→ To do:
Read through the data and report every line in which the word "React" occurs.

→ Information provided:
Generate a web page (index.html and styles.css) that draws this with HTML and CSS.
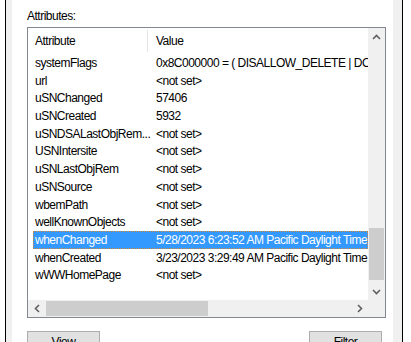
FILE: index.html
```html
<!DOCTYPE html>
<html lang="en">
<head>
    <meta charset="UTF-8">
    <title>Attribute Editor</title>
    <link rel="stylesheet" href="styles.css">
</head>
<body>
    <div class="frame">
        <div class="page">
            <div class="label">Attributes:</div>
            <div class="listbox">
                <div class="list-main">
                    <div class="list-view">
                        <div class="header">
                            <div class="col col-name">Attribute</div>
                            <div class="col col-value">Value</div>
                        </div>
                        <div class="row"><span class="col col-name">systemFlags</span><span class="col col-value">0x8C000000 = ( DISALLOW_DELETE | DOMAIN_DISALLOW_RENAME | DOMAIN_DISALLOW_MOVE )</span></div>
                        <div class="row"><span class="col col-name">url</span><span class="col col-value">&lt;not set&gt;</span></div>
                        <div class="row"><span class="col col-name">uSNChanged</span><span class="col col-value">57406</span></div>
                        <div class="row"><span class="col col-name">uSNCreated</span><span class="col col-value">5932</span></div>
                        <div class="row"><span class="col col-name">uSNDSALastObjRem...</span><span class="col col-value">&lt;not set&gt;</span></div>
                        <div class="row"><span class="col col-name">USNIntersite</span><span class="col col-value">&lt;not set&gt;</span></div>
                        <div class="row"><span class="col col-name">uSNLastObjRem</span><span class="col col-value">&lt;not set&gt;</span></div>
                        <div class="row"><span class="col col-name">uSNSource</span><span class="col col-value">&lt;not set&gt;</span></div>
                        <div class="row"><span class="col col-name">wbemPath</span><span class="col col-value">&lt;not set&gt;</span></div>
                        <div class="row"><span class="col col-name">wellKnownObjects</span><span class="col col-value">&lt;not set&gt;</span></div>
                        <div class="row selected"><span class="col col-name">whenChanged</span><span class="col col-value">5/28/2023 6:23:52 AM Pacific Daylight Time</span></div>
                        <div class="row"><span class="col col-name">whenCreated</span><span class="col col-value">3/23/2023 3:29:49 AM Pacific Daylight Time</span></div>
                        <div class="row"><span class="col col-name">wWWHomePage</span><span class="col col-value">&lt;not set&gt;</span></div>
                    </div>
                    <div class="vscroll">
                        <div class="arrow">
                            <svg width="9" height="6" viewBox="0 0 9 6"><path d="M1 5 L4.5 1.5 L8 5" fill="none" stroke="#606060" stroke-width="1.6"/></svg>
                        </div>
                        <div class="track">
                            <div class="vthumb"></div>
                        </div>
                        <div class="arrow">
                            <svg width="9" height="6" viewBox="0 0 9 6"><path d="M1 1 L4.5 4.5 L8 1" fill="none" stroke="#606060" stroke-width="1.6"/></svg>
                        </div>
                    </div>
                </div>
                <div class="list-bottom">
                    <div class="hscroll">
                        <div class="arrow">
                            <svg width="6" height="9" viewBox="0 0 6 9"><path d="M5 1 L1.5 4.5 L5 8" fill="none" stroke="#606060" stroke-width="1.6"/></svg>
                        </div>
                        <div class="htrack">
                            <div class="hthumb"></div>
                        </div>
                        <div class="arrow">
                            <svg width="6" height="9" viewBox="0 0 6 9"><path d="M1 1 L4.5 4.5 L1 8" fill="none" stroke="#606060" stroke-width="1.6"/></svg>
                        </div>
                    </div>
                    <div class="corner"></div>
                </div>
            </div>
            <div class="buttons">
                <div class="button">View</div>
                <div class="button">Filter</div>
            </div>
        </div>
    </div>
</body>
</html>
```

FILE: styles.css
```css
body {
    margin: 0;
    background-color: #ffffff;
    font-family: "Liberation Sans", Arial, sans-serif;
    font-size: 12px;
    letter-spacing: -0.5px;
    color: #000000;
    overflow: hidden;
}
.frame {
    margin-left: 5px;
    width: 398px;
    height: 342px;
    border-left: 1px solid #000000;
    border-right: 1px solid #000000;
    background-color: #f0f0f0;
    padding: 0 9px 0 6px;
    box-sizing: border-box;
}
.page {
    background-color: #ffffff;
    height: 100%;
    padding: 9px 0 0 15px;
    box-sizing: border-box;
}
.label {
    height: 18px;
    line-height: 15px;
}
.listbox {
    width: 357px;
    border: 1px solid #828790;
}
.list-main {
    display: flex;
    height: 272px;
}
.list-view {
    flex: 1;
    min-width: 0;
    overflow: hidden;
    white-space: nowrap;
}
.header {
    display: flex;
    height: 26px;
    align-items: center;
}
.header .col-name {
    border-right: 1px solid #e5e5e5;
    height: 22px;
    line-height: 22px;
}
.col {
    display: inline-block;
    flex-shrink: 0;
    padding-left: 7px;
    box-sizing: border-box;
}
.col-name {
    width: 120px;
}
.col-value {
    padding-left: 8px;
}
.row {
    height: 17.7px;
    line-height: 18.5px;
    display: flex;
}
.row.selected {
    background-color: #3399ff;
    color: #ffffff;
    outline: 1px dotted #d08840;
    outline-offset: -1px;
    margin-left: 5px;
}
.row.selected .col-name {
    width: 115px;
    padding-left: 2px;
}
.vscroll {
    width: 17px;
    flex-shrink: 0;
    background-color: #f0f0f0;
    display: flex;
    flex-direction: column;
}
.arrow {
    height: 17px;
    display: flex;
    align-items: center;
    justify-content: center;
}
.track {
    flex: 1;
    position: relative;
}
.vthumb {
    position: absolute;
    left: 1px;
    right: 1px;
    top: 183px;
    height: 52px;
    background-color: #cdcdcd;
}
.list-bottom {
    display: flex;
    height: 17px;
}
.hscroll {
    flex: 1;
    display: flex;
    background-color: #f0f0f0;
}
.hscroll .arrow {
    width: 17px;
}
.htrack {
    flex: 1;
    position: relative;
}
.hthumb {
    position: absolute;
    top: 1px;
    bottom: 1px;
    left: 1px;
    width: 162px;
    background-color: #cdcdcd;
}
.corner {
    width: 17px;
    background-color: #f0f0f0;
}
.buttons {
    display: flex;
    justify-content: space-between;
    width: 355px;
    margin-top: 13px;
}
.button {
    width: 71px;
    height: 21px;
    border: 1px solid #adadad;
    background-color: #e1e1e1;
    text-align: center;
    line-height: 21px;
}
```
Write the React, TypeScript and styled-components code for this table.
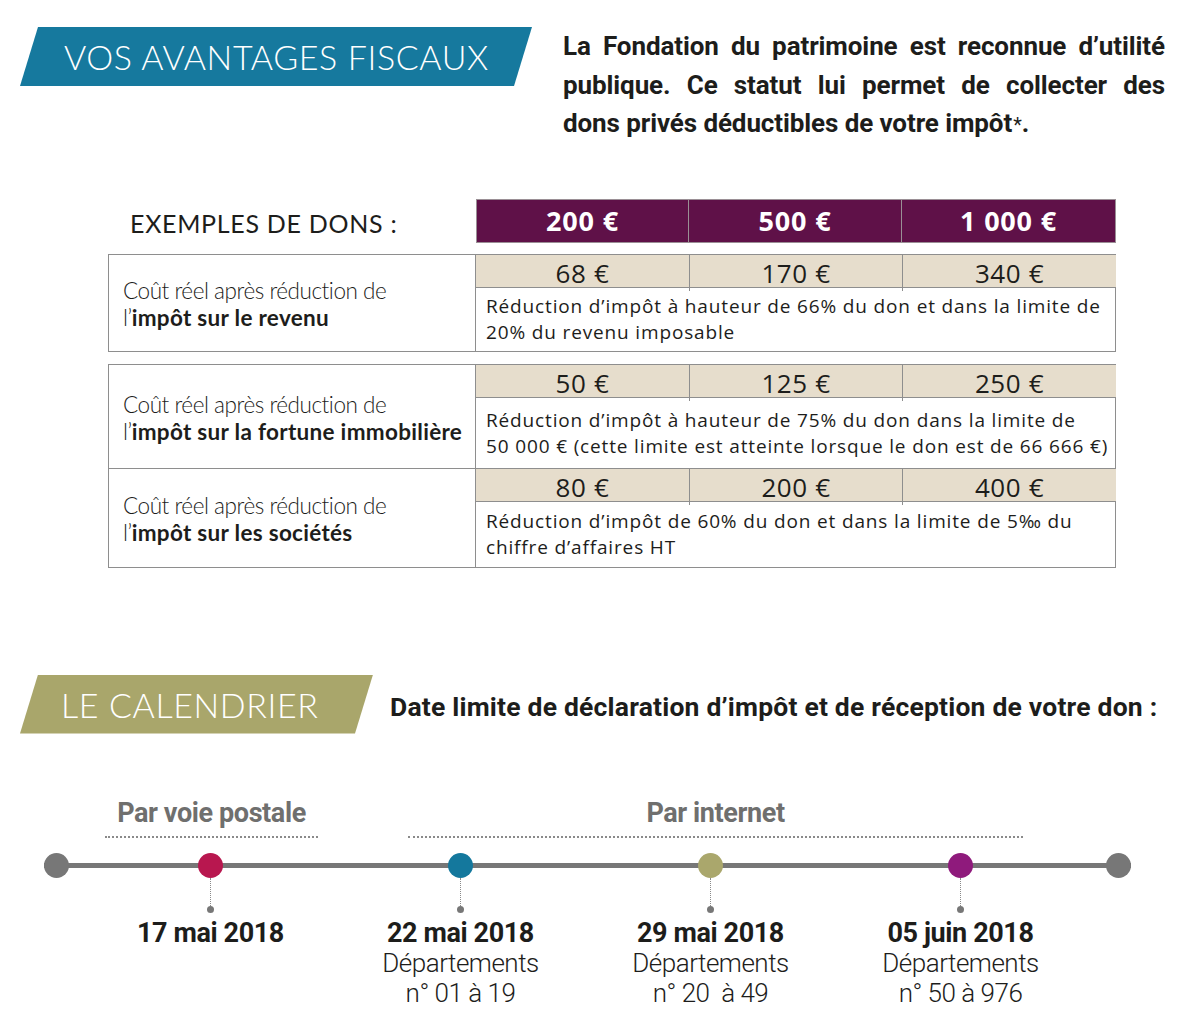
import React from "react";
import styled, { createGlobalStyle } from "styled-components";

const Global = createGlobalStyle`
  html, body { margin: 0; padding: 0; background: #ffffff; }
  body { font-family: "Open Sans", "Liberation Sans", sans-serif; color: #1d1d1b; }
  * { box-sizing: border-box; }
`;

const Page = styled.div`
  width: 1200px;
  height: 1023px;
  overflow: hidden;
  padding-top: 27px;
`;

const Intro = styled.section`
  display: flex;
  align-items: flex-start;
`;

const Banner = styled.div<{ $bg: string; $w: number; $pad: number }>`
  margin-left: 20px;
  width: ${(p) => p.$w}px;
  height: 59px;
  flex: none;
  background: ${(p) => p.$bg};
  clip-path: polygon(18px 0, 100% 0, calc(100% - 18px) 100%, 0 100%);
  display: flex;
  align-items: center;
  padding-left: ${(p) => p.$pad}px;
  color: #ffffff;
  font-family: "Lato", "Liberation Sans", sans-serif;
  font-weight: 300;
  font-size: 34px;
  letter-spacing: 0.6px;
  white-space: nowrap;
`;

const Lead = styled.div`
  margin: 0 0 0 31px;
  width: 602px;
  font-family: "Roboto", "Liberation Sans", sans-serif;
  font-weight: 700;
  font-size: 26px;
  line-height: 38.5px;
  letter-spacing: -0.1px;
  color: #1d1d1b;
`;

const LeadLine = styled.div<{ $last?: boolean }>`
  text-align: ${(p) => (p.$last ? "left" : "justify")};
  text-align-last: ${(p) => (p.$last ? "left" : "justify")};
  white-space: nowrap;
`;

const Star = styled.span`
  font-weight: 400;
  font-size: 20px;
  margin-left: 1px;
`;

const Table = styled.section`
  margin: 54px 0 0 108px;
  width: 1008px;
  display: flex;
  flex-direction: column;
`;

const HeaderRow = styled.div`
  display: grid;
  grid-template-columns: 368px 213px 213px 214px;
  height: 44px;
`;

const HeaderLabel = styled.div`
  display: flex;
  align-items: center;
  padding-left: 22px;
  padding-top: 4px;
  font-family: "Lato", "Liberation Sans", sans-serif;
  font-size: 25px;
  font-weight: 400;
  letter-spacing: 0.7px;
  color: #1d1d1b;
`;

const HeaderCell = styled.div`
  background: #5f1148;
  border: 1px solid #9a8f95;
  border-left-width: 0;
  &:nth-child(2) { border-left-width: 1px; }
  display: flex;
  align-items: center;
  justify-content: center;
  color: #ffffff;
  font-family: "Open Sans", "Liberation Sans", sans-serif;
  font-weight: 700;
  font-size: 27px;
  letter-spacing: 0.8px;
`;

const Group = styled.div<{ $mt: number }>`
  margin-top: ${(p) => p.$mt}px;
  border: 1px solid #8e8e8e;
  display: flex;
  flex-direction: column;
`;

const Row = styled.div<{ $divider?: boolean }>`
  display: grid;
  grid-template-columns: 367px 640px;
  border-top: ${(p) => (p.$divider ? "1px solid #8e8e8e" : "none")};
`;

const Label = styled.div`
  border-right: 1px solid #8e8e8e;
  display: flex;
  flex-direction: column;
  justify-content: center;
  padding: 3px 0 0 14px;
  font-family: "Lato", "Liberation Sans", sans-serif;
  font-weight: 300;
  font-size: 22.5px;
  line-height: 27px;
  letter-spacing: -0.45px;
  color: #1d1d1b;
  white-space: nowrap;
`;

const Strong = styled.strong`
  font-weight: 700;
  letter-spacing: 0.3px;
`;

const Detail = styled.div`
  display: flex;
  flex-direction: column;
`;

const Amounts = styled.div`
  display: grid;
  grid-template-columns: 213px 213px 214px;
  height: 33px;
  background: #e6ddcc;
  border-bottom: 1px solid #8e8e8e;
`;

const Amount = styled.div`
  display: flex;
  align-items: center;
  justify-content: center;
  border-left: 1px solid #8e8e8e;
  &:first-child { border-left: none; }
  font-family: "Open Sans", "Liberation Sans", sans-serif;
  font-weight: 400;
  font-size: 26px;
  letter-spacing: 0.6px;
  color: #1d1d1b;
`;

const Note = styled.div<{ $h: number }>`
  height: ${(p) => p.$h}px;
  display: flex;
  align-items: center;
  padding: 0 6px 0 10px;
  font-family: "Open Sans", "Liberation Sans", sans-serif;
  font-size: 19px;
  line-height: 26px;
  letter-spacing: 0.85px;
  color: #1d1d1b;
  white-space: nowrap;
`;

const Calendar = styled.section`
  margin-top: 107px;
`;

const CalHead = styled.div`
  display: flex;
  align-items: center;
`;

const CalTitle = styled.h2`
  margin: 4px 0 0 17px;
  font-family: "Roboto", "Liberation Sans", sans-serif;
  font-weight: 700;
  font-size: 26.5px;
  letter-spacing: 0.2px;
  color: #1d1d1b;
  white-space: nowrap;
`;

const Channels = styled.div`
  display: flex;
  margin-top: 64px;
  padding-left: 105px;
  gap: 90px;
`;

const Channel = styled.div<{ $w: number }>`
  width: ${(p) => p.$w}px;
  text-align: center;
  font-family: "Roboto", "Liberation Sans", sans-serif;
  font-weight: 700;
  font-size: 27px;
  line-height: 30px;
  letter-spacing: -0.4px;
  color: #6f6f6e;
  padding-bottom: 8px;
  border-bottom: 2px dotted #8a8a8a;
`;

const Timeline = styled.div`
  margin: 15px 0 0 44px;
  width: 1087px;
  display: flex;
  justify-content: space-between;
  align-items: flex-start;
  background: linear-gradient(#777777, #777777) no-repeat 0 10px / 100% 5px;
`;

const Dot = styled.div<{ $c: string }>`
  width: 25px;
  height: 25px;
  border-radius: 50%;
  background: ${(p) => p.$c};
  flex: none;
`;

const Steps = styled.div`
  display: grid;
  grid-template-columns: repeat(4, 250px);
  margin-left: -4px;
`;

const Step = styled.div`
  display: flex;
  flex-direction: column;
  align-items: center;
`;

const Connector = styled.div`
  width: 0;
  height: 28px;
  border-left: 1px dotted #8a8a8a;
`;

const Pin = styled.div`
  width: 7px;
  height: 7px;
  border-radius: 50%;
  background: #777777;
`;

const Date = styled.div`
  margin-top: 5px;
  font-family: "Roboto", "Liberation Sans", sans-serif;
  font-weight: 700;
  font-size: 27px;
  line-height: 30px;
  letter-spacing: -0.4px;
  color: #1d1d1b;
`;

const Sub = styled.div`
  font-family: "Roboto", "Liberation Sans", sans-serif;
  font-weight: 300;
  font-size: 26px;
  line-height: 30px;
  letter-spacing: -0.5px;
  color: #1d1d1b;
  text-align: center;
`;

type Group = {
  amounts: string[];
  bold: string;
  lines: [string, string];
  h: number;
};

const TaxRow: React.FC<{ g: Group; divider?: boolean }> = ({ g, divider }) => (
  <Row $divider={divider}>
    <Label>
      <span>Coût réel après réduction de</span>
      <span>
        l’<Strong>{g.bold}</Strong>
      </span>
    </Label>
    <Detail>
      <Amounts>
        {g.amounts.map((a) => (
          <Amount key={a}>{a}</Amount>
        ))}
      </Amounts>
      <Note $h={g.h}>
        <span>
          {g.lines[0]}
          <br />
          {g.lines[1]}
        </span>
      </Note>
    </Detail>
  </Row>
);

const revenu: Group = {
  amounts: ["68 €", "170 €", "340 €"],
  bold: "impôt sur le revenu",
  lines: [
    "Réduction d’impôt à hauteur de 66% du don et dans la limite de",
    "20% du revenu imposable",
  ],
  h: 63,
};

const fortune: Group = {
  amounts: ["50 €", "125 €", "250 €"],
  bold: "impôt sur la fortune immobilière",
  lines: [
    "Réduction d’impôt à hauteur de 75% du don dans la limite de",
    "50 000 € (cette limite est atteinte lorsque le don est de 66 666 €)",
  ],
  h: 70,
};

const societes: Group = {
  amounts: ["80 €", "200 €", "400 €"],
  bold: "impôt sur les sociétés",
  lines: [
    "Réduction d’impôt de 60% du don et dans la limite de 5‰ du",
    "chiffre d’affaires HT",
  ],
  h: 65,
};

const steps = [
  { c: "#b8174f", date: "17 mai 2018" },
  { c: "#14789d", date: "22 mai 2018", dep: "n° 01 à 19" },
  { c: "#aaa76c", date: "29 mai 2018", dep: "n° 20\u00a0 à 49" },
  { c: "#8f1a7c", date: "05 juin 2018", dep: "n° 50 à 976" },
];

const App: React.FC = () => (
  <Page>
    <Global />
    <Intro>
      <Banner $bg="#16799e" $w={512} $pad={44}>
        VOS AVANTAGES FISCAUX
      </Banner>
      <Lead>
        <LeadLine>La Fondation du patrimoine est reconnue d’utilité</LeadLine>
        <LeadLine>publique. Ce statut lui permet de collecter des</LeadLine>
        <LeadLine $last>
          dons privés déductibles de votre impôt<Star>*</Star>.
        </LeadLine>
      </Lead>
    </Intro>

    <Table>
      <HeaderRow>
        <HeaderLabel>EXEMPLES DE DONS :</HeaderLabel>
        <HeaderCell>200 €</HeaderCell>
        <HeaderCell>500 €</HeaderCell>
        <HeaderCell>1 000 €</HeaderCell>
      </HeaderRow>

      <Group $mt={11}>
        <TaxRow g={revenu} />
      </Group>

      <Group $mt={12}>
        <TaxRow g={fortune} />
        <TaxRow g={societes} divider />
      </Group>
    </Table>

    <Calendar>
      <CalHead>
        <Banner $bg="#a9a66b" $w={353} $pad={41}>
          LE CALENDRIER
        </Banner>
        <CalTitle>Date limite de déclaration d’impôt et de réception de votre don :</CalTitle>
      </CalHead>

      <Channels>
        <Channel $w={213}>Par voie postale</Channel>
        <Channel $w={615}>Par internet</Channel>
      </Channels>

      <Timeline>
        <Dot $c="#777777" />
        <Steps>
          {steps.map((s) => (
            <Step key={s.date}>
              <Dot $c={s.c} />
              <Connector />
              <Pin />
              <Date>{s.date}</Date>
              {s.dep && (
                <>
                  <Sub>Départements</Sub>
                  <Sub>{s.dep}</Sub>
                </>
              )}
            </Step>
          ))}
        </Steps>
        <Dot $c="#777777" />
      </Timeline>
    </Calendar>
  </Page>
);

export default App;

→ Solution to this exercise:
Write the React, TypeScript and styled-components code for this table.
import React from "react";
const TaxRow: React.FC<{ g: Group; divider?: boolean }> = ({ g, divider }) => (
const App: React.FC = () => (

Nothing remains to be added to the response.